Unified Principal Component Analysis for Sparse and Dense Functional Data under Spatial Dependency
针对空间依赖的函数数据,提出一种张量积样条估计时空协方差函数,并基于区域化协方差结构开发新的函数主成分分析方法,适用于稀疏和密集数据,支持函数克里金预测。
We consider spatially dependent functional data collected under a geostatistics setting, where locations are sampled from a spatial point process. The functional response is the sum of a spatially dependent functional effect and a spatially independent functional nugget effect. Observations on each function are made on discrete time points and contaminated with measurement errors. Under the assumption of spatial stationarity and isotropy, we propose a tensor product spline estimator for the spatio-temporal covariance function. When a coregionalization covariance structure is further assumed, we propose a new functional principal component analysis method that borrows information from neighboring functions.

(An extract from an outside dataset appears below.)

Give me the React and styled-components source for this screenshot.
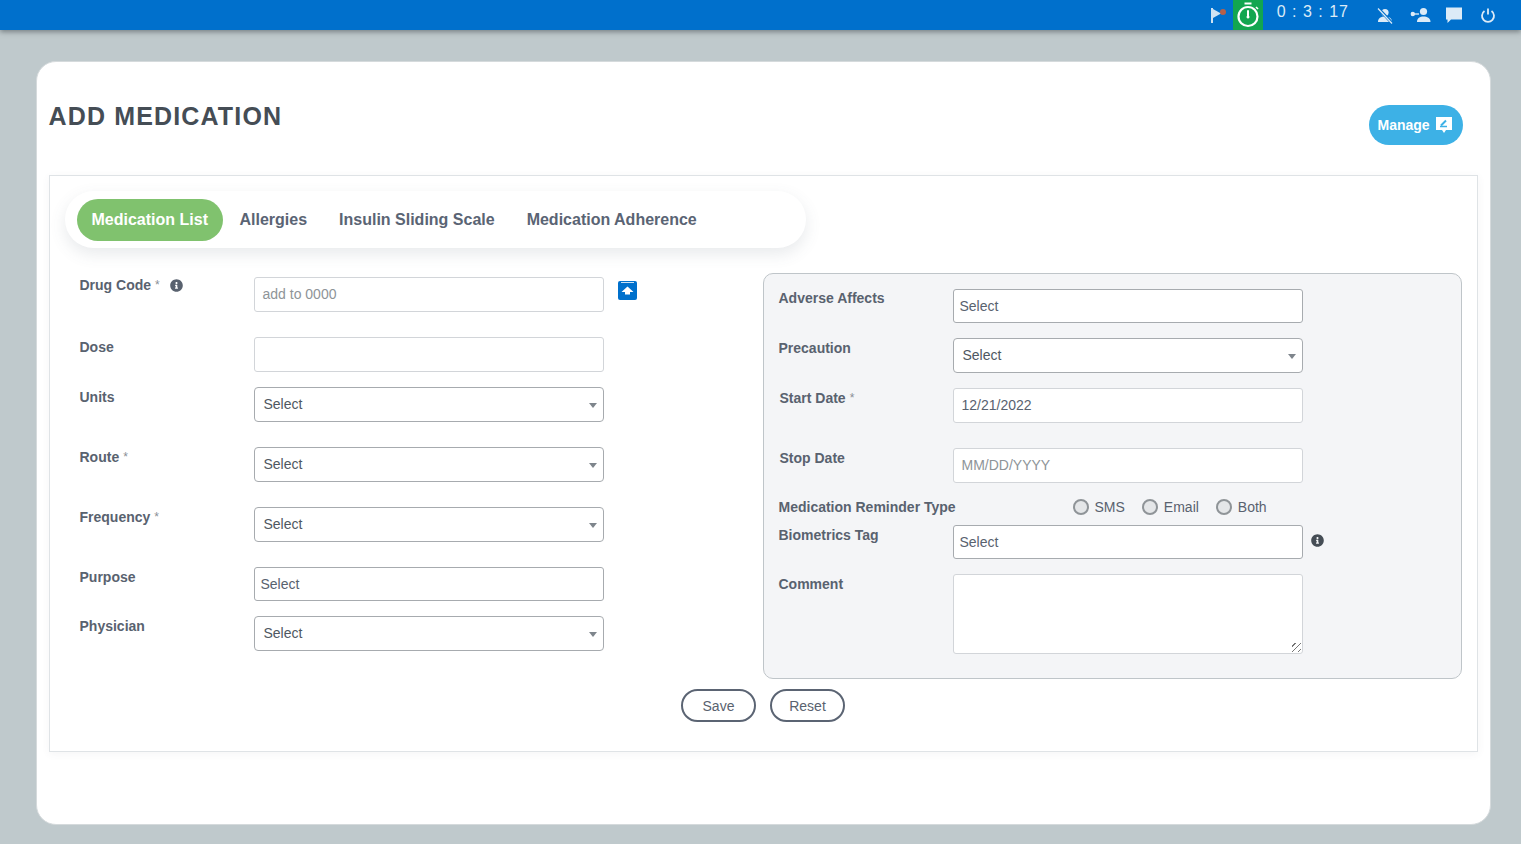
import React from 'react';
import styled, { createGlobalStyle } from 'styled-components';
import { FaInfoCircle } from 'react-icons/fa';

const GlobalStyle = createGlobalStyle`
  html, body {
    margin: 0;
    height: 100%;
    background: #bfc9cc;
    font-family: "Liberation Sans", Arial, sans-serif;
    overflow: hidden;
  }
`;

const TopBar = styled.header`
  height: 30px;
  background: #0070cc;
  box-shadow: 0 2px 5px rgba(60, 70, 75, 0.55);
  display: flex;
  justify-content: flex-end;
  align-items: center;
  color: #dcebf7;
`;

const TimerBox = styled.div`
  width: 30px;
  height: 30px;
  background: #12a650;
  display: flex;
  align-items: center;
  justify-content: center;
`;

const Clock = styled.span`
  font-size: 16px;
  letter-spacing: 1px;
  margin: -6px 27px 0 14px;
  white-space: nowrap;
`;

const BarIcon = styled.svg`
  display: block;
  margin-left: ${(p) => p.$gap || 0}px;
  margin-right: ${(p) => p.$right || 0}px;
`;

const Card = styled.main`
  box-sizing: border-box;
  width: 1455px;
  height: 764px;
  margin: 31px 0 0 35.5px;
  background: #fff;
  border: 1px solid #d5dadc;
  border-radius: 20px;
  padding: 0 12px;
`;

const Head = styled.div`
  height: 113px;
  display: flex;
  justify-content: space-between;
  align-items: flex-start;
`;

const Title = styled.h1`
  margin: 38px 0 0;
  font-size: 25px;
  line-height: 32px;
  font-weight: 700;
  letter-spacing: 1.15px;
  color: #454d55;
`;

const ManageButton = styled.button`
  box-sizing: border-box;
  width: 94px;
  height: 40px;
  margin: 43px 15px 0 0;
  padding: 0 0 0 9px;
  border: 0;
  border-radius: 20px;
  background: #3db1e6;
  color: #fff;
  font: 700 14px "Liberation Sans", sans-serif;
  display: flex;
  align-items: center;
  gap: 5px;
`;

const Panel = styled.section`
  box-sizing: border-box;
  width: 1429px;
  height: 577px;
  border: 1px solid #dfe3e6;
  box-shadow: 0 2px 8px rgba(80, 90, 100, 0.06);
  padding: 15px 15px 0;
`;

const TabBar = styled.nav`
  box-sizing: border-box;
  width: 741px;
  height: 57px;
  border-radius: 29px;
  background: #fff;
  box-shadow: 0 6px 16px rgba(80, 90, 110, 0.13);
  padding: 8px 12px;
  display: flex;
  gap: 16.5px;
`;

const Tab = styled.a`
  height: 42px;
  line-height: 42px;
  border-radius: 21px;
  font-size: 16px;
  font-weight: 700;
  color: ${(p) => (p.$active ? '#fff' : '#5a6474')};
  background: ${(p) => (p.$active ? '#80c26e' : 'transparent')};
  padding: 0 ${(p) => (p.$active ? 15 : 0)}px;
  margin-right: ${(p) => (p.$active ? 0 : 15.5)}px;
  white-space: nowrap;
`;

const Columns = styled.div`
  display: flex;
  justify-content: space-between;
  margin-top: 25px;
`;

const LeftColumn = styled.div`
  width: 620px;
  padding: 4px 0 0 15px;
`;

const RightColumn = styled.div`
  box-sizing: border-box;
  width: 699px;
  height: 406px;
  background: #f4f5f7;
  border: 1px solid #bfc5c9;
  border-radius: 10px;
  padding: 15px 15px 0;
`;

const Row = styled.div`
  display: flex;
  align-items: flex-start;
  margin-bottom: ${(p) => p.$gap ?? 15}px;
`;

const Label = styled.label`
  width: ${(p) => p.$width || 174}px;
  flex: none;
  padding-top: ${(p) => p.$top ?? 0}px;
  font-size: 14px;
  line-height: 16px;
  font-weight: 700;
  color: #59626f;
  white-space: nowrap;
  display: flex;
  align-items: center;
`;

const Star = styled.span`
  font-weight: 400;
  font-size: 12px;
  margin-left: 4px;
  color: #8a8f96;
`;

const InfoIcon = styled(FaInfoCircle)`
  width: 13px;
  height: 13px;
  color: ${(p) => p.$color || '#59626f'};
  flex: none;
`;

const Input = styled.div`
  box-sizing: border-box;
  width: 350px;
  height: ${(p) => p.$h || 35}px;
  flex: none;
  background: #fff;
  border: 1px solid ${(p) => (p.$dark ? '#a7abaf' : '#d2d5d9')};
  border-radius: 3px;
  padding: 0 ${(p) => p.$pad || 8}px;
  line-height: ${(p) => (p.$h || 35) - 2}px;
  font-size: 14px;
  color: ${(p) => (p.$muted ? '#8e9498' : '#59626f')};
`;

const SelectBox = styled(Input)`
  position: relative;
  border-color: #a7abaf;
  border-radius: 4px;
  color: #4f5862;
  &::after {
    content: '';
    position: absolute;
    right: 6px;
    top: 15px;
    border: 4px solid transparent;
    border-top: 5px solid #7e858c;
    border-bottom: 0;
  }
`;

const Comment = styled(Input)`
  position: relative;
  height: 80px;
  &::after {
    content: '';
    position: absolute;
    right: 1px;
    bottom: 1px;
    width: 9px;
    height: 9px;
    background: repeating-linear-gradient(135deg, transparent 0 2px, #777 2px 3px, transparent 3px 4px);
  }
`;

const BlueSquare = styled.div`
  width: 19px;
  height: 19px;
  margin: 4px 0 0 14px;
  border-radius: 2px;
  background: #0070cc;
  display: flex;
  align-items: center;
  justify-content: center;
`;

const RadioGroup = styled.div`
  display: flex;
  align-items: center;
  margin-left: 117px;
  margin-top: -1px;
`;

const RadioItem = styled.span`
  display: flex;
  align-items: center;
  gap: 6px;
  margin-right: 17px;
  font-size: 14px;
  line-height: 18px;
  color: #59626f;
`;

const RadioDot = styled.i`
  box-sizing: border-box;
  width: 16px;
  height: 16px;
  border-radius: 50%;
  border: 2px solid #8f9498;
  background: #e4e6e8;
`;

const ButtonRow = styled.div`
  display: flex;
  justify-content: center;
  gap: 14px;
  margin-top: 10px;
  padding-right: 0;
`;

const OutlineButton = styled.button`
  box-sizing: border-box;
  width: 75px;
  height: 33px;
  border: 2px solid #5b6473;
  border-radius: 17px;
  background: #fff;
  color: #59626f;
  font: 14px "Liberation Sans", sans-serif;
`;

const FlagIcon = () => (
  <BarIcon width="18" height="18" viewBox="0 0 18 18" $right={5}>
    <rect x="1" y="2" width="2" height="15" fill="#cfe3f3" />
    <path d="M3 3 L11 7.5 L3 12 Z" fill="#cfe3f3" />
    <circle cx="13" cy="6" r="3" fill="#b5604a" />
  </BarIcon>
);

const TimerIcon = () => (
  <svg width="24" height="28" viewBox="0 0 24 28" fill="none" stroke="#fff">
    <path d="M8.5 2.5h7" strokeWidth="2" />
    <circle cx="12" cy="15.5" r="9.5" strokeWidth="2.2" />
    <path d="M12 10v6" strokeWidth="2" strokeLinecap="round" />
    <circle cx="12" cy="16" r="1.2" fill="#fff" strokeWidth="0.6" />
    <path d="M20 6l2 2" strokeWidth="1.6" />
  </svg>
);

const NoUserIcon = () => (
  <BarIcon width="18" height="18" viewBox="0 0 18 18">
    <circle cx="9" cy="6.5" r="3.6" fill="#dcebf7" />
    <path d="M2 16c0-4 3-5.5 7-5.5s7 1.5 7 5.5z" fill="#dcebf7" />
    <path d="M2 2l14 15" stroke="#0070cc" strokeWidth="3" />
    <path d="M2 2.5l14 15" stroke="#dcebf7" strokeWidth="1.2" />
  </BarIcon>
);

const LinkedUserIcon = () => (
  <BarIcon width="21" height="16" viewBox="0 0 21 16" $gap={16}>
    <circle cx="13.5" cy="4.5" r="3.6" fill="#dcebf7" />
    <path d="M7 15c0-4 3-5.5 6.5-5.5S20.500 11 20.500 15z" fill="#dcebf7" />
    <circle cx="2.800" cy="7" r="2.200" fill="#dcebf7" />
    <path d="M3 7h6" stroke="#dcebf7" strokeWidth="1.4" />
  </BarIcon>
);

const ChatIcon = () => (
  <BarIcon width="18" height="18" viewBox="0 0 18 18" $gap={14}>
    <path d="M1 1.500h16v12H6l-3.500 3.500v-3.500H1z" fill="#dcebf7" />
  </BarIcon>
);

const PowerIcon = () => (
  <BarIcon width="16" height="16" viewBox="0 0 16 16" fill="none" stroke="#dcebf7" strokeWidth="1.800" $gap={17} $right={25}>
    <path d="M4.500 4a6 6 0 1 0 7 0" />
    <path d="M8 1.500v6" />
  </BarIcon>
);

const ManageIcon = () => (
  <svg width="18" height="19" viewBox="0 0 18 19">
    <path d="M1 1h16v13h-6l-2 3-2-3H1z" fill="#fff" />
    <path d="M5 10.500h7" stroke="#3db1e6" strokeWidth="1.500" />
    <path d="M6 9.500l5-5" stroke="#3db1e6" strokeWidth="2" />
  </svg>
);

const UploadIcon = () => (
  <svg width="19" height="19" viewBox="0 0 19 19">
    <path d="M3 1.500h13" stroke="#fff" strokeWidth="0.800" />
    <path d="M9.500 5.500L15.500 11H12v2.500H7V11H3.500z" fill="#fff" />
  </svg>
);

const leftSelect = (label, required, gap) => (
  <Row $gap={gap}>
    <Label $top={2}>{label}{required && <Star>*</Star>}</Label>
    <SelectBox $dark $pad={9}>Select</SelectBox>
  </Row>
);

export default function App() {
  return (
    <>
      <GlobalStyle />
      <TopBar>
        <FlagIcon />
        <TimerBox><TimerIcon /></TimerBox>
        <Clock>0 : 3 : 17</Clock>
        <NoUserIcon />
        <LinkedUserIcon />
        <ChatIcon />
        <PowerIcon />
      </TopBar>
      <Card>
        <Head>
          <Title>ADD MEDICATION</Title>
          <ManageButton>Manage <ManageIcon /></ManageButton>
        </Head>
        <Panel>
          <TabBar>
            <Tab $active>Medication List</Tab>
            <Tab>Allergies</Tab>
            <Tab>Insulin Sliding Scale</Tab>
            <Tab>Medication Adherence</Tab>
          </TabBar>
          <Columns>
            <LeftColumn>
              <Row $gap={25}>
                <Label $top={-2}>Drug Code<Star>*</Star><InfoIcon style={{ marginLeft: 10 }} /></Label>
                <Input $muted>add to 0000</Input>
                <BlueSquare><UploadIcon /></BlueSquare>
              </Row>
              <Row $gap={15}>
                <Label $top={2}>Dose</Label>
                <Input />
              </Row>
              {leftSelect('Units', false, 25)}
              {leftSelect('Route', true, 25)}
              {leftSelect('Frequency', true, 25)}
              <Row $gap={15}>
                <Label $top={2}>Purpose</Label>
                <Input $h={34} $dark $pad={6}>Select</Input>
              </Row>
              {leftSelect('Physician', false, 0)}
            </LeftColumn>
            <RightColumn>
              <Row $gap={15}>
                <Label $width={174} $top={1}>Adverse Affects</Label>
                <Input $h={34} $dark $pad={6}>Select</Input>
              </Row>
              <Row $gap={15}>
                <Label $width={174} $top={2}>Precaution</Label>
                <SelectBox $pad={9}>Select</SelectBox>
              </Row>
              <Row $gap={25}>
                <Label $width={173} $top={2} style={{ marginLeft: 1 }}>Start Date<Star>*</Star></Label>
                <Input $pad={8}>12/21/2022</Input>
              </Row>
              <Row $gap={16}>
                <Label $width={173} $top={2} style={{ marginLeft: 1 }}>Stop Date</Label>
                <Input $muted>MM/DD/YYYY</Input>
              </Row>
              <Row $gap={9}>
                <Label $width={177}>Medication Reminder Type</Label>
                <RadioGroup>
                  <RadioItem><RadioDot />SMS</RadioItem>
                  <RadioItem><RadioDot />Email</RadioItem>
                  <RadioItem><RadioDot />Both</RadioItem>
                </RadioGroup>
              </Row>
              <Row $gap={15}>
                <Label $top={2}>Biometrics Tag</Label>
                <Input $h={34} $dark $pad={6}>Select</Input>
                <InfoIcon $color="#454d55" style={{ margin: '9px 0 0 8px' }} />
              </Row>
              <Row $gap={0}>
                <Label $top={2}>Comment</Label>
                <Comment />
              </Row>
            </RightColumn>
          </Columns>
          <ButtonRow>
            <OutlineButton>Save</OutlineButton>
            <OutlineButton>Reset</OutlineButton>
          </ButtonRow>
        </Panel>
      </Card>
    </>
  );
}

The proposed method also generates nonparametric estimators for the spatial covariance functions, which can be used for functional kriging. Under a unified framework for sparse and dense functional data, infill and increasing domain asymptotic paradigms, we develop the asymptotic convergence rates for the proposed estimators. Advantages of the proposed approach are demonstrated through simulation studies and two real data applications representing sparse and dense functional data, respectively.